Most of the appeal of Mincer's side emerges simply from novelty. I imagine this would be fucking terrifying to someone not acquainted with noisy, sloppy death metal, but for me it's just background music. There are some cool elements though: I like a lot of the weird, spacey riffing, and there is a certain level of brutality and savagery to this, in a way different from Corpse Carving's side. It's very chaotic and intense music, no doubt, but it's chaotic and intense without purpose, and isn't chaotic and intense enough to exist purely on its own virtues. It feels like sort of a failed experiment; like the band was going for some extremely dark, entropic atmosphere but really just cranked out a bunch of noisy death/grind instead. It's a curiosity, but not actually GOOD in any real way. Ironically, the best points are when the band abandons even the slightest shred of structure and just goes into avant-garde freakout noise territory, where the drums are completely subsumed by the massive distortion and chaos of the rest of the music.

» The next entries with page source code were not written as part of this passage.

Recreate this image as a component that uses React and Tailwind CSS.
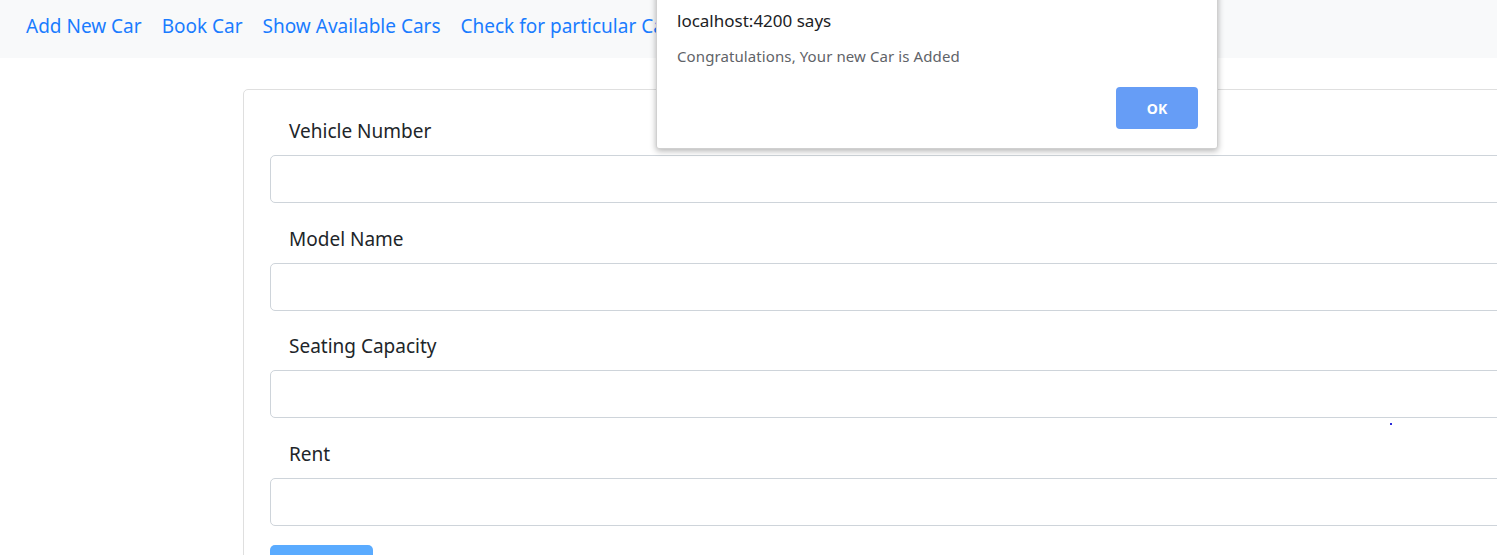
export default function App() {
  const fields = ["Vehicle Number", "Model Name", "Seating Capacity", "Rent"];

  return (
    <div
      className="relative h-[555px] w-[1497px] overflow-hidden bg-white"
      style={{ fontFamily: '"Noto Sans", "Open Sans", sans-serif' }}
    >
      {/* navbar */}
      <nav className="flex h-[58px] items-center gap-5 bg-[#f8f9fa] px-[26px] pb-[6px] text-[19px] text-[#1a7cff]">
        <a>Add New Car</a>
        <a>Book Car</a>
        <a>Show Available Cars</a>
        <a>Check for particular Car</a>
      </nav>

      {/* form card */}
      <div className="ml-[243px] mt-[31px] w-[1400px] rounded-[5px] border border-[#dfdfdf] pl-[26px] pt-[19px]">
        {fields.map((f) => (
          <div key={f} className="mb-[13.5px]">
            <label className="block pl-[19px] text-[19px] leading-[45px] text-[#212529]">
              {f}
            </label>
            <input
              type="text"
              className="mt-[1px] block h-[48px] w-[1300px] rounded-[5px] border border-[#ced4da] bg-white"
            />
          </div>
        ))}
        <button className="mt-[6px] h-[40px] w-[103px] rounded-t-[5px] bg-[#5aabff]" />
      </div>

      {/* stray dot */}
      <div className="absolute left-[1390px] top-[423px] h-[2px] w-[2px] bg-[#2b2bd9]" />

      {/* alert dialog */}
      <div className="absolute left-[656px] top-[-10px] h-[159px] w-[562px] rounded-b-[3px] border border-[#d0d0d0] bg-white shadow-[0_2px_6px_rgba(0,0,0,0.3)]">
        <div className="pl-[20px] pt-[18px] text-[17px] leading-[24px] text-[#202124]">
          localhost:4200 says
        </div>
        <div className="pl-[20px] pt-[12px] text-[15px] leading-[22px] tracking-[0.1px] text-[#5f6368]">
          Congratulations, Your new Car is Added
        </div>
        <div className="flex justify-end pr-[19px] pt-[20px]">
          <button className="h-[42px] w-[82px] rounded-[4px] bg-[#669df6] text-[14px] font-bold text-white">
            OK
          </button>
        </div>
      </div>
    </div>
  );
}
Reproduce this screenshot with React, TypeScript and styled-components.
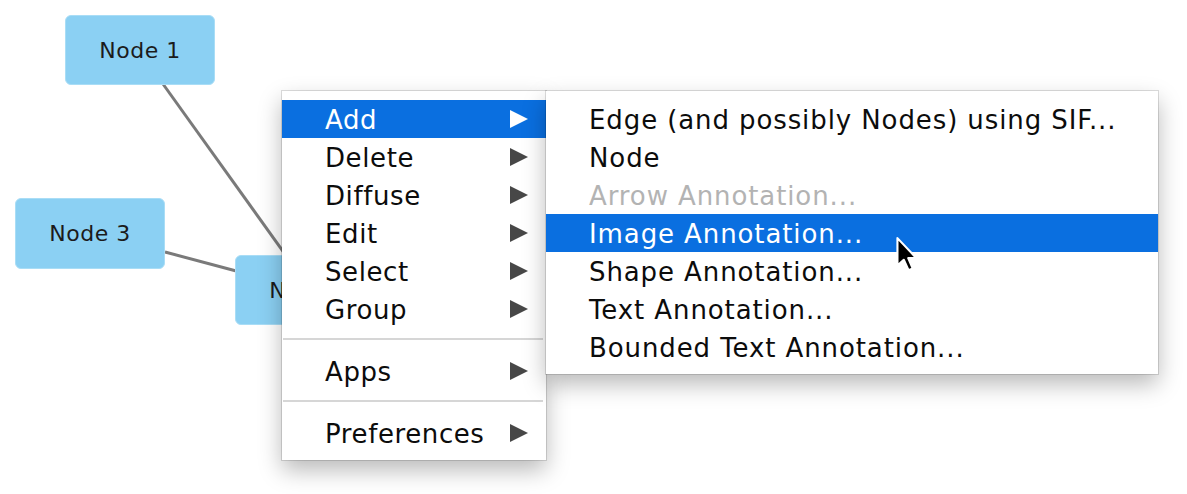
import React from "react";
import styled, { createGlobalStyle } from "styled-components";

const Global = createGlobalStyle`
  html, body { margin: 0; padding: 0; background: #ffffff; }
  body { font-family: "DejaVu Sans", "Liberation Sans", sans-serif; }
`;

const Canvas = styled.div`
  position: relative;
  width: 1187px;
  height: 494px;
  overflow: hidden;
  background: #ffffff;
`;

const EdgeLayer = styled.svg`
  position: absolute;
  left: 0;
  top: 0;
`;

const NodeBox = styled.div<{ $x: number; $y: number; $w: number; $h: number }>`
  position: absolute;
  left: ${(p) => p.$x}px;
  top: ${(p) => p.$y}px;
  width: ${(p) => p.$w}px;
  height: ${(p) => p.$h}px;
  box-sizing: border-box;
  background: #8bd0f3;
  border: 1px solid #a9ddf6;
  border-radius: 6px;
  display: flex;
  align-items: center;
  justify-content: center;
  font-family: "DejaVu Sans", sans-serif;
  font-size: 22px;
  letter-spacing: 0.5px;
  color: #1b1b1b;
`;

const MenuStack = styled.div`
  position: absolute;
  left: 282px;
  top: 91px;
  display: flex;
  align-items: flex-start;
`;

const Menu = styled.div<{ $w: number; $spacing: number }>`
  width: ${(p) => p.$w}px;
  box-sizing: border-box;
  background: #ffffff;
  padding: 9px 0 8px;
  display: flex;
  flex-direction: column;
  letter-spacing: ${(p) => p.$spacing}px;
  box-shadow: 0 0 0 1px rgba(0, 0, 0, 0.13), 0 10px 22px rgba(0, 0, 0, 0.28);
  position: relative;
`;

const Item = styled.div<{ $active?: boolean; $disabled?: boolean }>`
  height: 38px;
  display: flex;
  align-items: center;
  justify-content: space-between;
  padding: 0 18px 0 43px;
  background: ${(p) => (p.$active ? "#0a6fe0" : "transparent")};
  color: ${(p) => (p.$active ? "#ffffff" : p.$disabled ? "#b3b3b3" : "#0c0c0c")};
  font-family: "DejaVu Sans", sans-serif;
  font-size: 26px;
  white-space: nowrap;
`;

const Label = styled.span`
  display: block;
  line-height: 38px;
  padding-top: 2px;
`;

const Arrow = styled.span<{ $active?: boolean }>`
  width: 0;
  height: 0;
  border-top: 9px solid transparent;
  border-bottom: 9px solid transparent;
  border-left: 18px solid ${(p) => (p.$active ? "#ffffff" : "#474747")};
`;

const Separator = styled.div`
  height: 2px;
  background: #d6d6d6;
  margin: 10px 3px 12px 1px;
`;

const Cursor = styled.svg`
  position: absolute;
  left: 894px;
  top: 236px;
`;

type MainEntry = { label: string; active?: boolean } | "sep";

const mainItems: MainEntry[] = [
  { label: "Add", active: true },
  { label: "Delete" },
  { label: "Diffuse" },
  { label: "Edit" },
  { label: "Select" },
  { label: "Group" },
  "sep",
  { label: "Apps" },
  "sep",
  { label: "Preferences" },
];

const subItems: { label: string; active?: boolean; disabled?: boolean }[] = [
  { label: "Edge (and possibly Nodes) using SIF..." },
  { label: "Node" },
  { label: "Arrow Annotation...", disabled: true },
  { label: "Image Annotation...", active: true },
  { label: "Shape Annotation..." },
  { label: "Text Annotation..." },
  { label: "Bounded Text Annotation..." },
];

export default function App() {
  return (
    <>
      <Global />
      <Canvas>
        <EdgeLayer width={1187} height={494}>
          <line x1={163} y1={84} x2={300} y2={275} stroke="#7a7a7a" strokeWidth={3} />
          <line x1={165} y1={252} x2={240} y2={272} stroke="#7a7a7a" strokeWidth={3} />
        </EdgeLayer>
        <NodeBox $x={65} $y={15} $w={150} $h={70}>Node 1</NodeBox>
        <NodeBox $x={15} $y={198} $w={150} $h={71}>Node 3</NodeBox>
        <NodeBox $x={235} $y={255} $w={150} $h={70}>Node 2</NodeBox>
        <MenuStack>
          <Menu $w={264} $spacing={0.6}>
            {mainItems.map((it, i) =>
              it === "sep" ? (
                <Separator key={i} />
              ) : (
                <Item key={i} $active={it.active}>
                  <Label>{it.label}</Label>
                  <Arrow $active={it.active} />
                </Item>
              )
            )}
          </Menu>
          <Menu $w={612} $spacing={0.9}>
            {subItems.map((it, i) => (
              <Item key={i} $active={it.active} $disabled={it.disabled}>
                <Label>{it.label}</Label>
              </Item>
            ))}
          </Menu>
        </MenuStack>
        <Cursor width={28} height={38} viewBox="0 0 26 36">
          <path
            d="M3 2 L3 28 L9 22.5 L13.5 32.5 L17.5 30.8 L13.2 21 L21 21 Z"
            fill="#000000"
            stroke="#ffffff"
            strokeWidth={2}
            strokeLinejoin="round"
          />
        </Cursor>
      </Canvas>
    </>
  );
}
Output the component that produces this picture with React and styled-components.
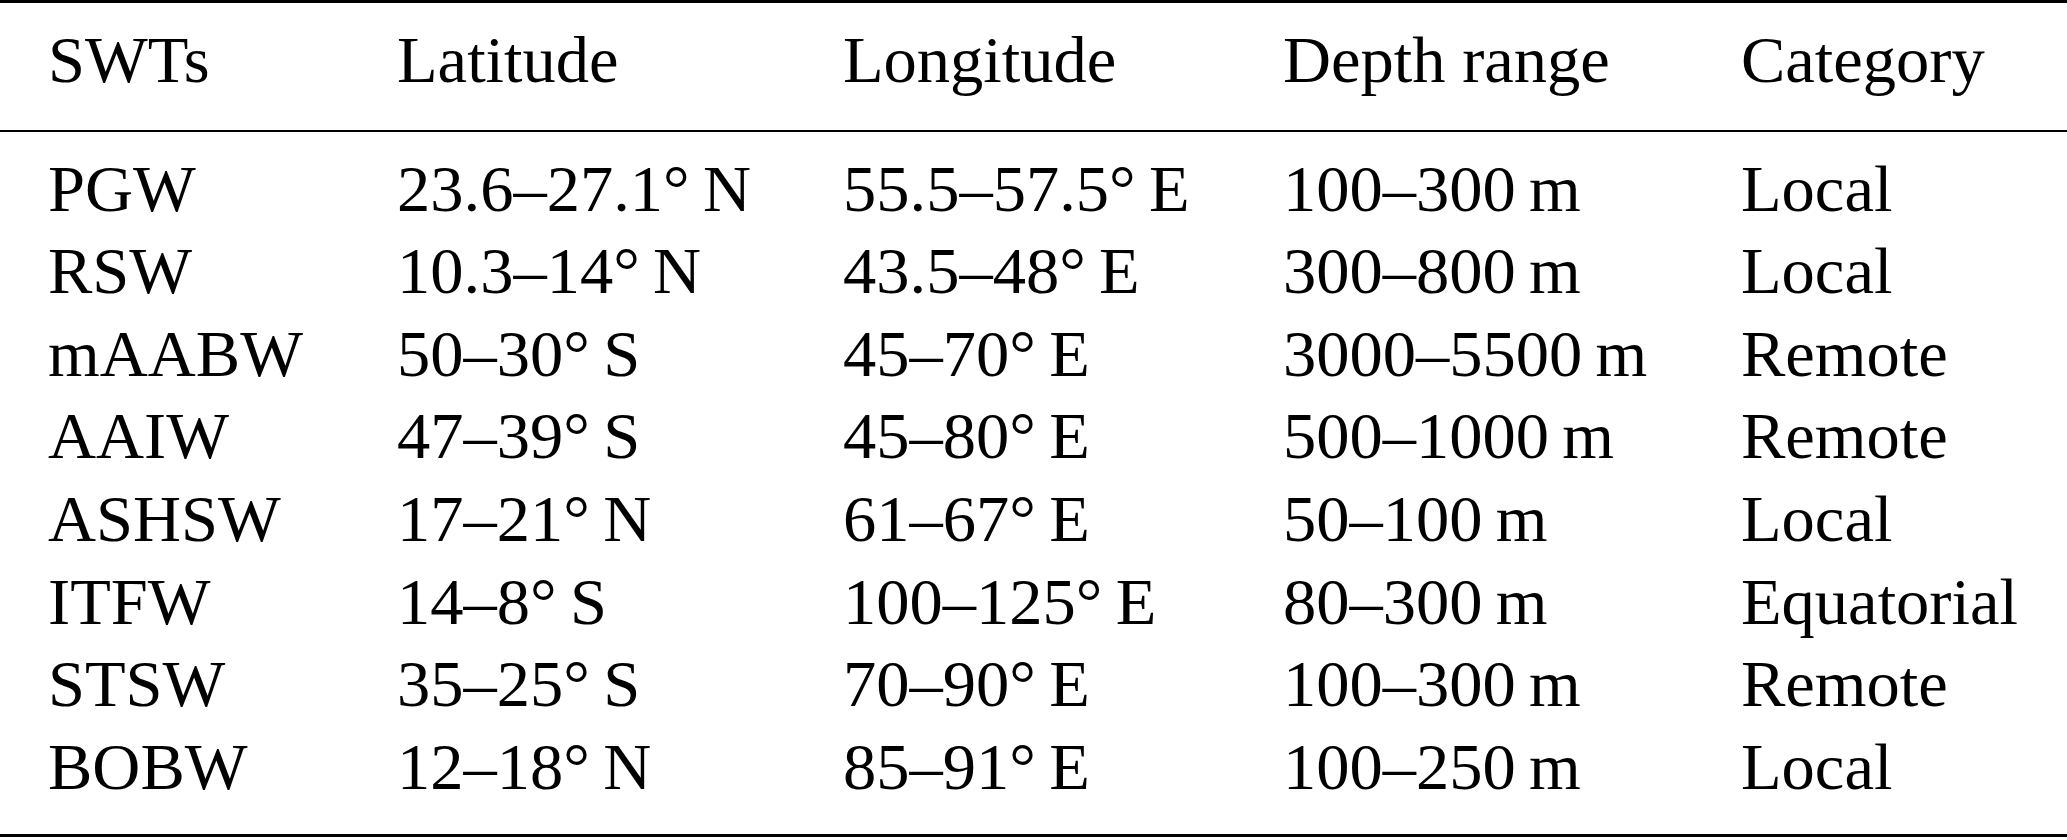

Despite how Mincer is the more artistic of the two, I find myself listening to the Corpse Carving tracks here much more than the other side. Maybe it's just the whole 'coherence' thing that appeals to me; maybe I just like big stupid death metal. Either way, I recognize the relative unimportance and lack of imagination in this split for what it is. It's brutal and sick, yeah, but it doesn't do it in a new and exciting way and whenever it's on, it just drifts away in the background. This is the perfect novelty split: it'll terrify non-metalheads and amuse you. But it won't do anything that music is supposed to do.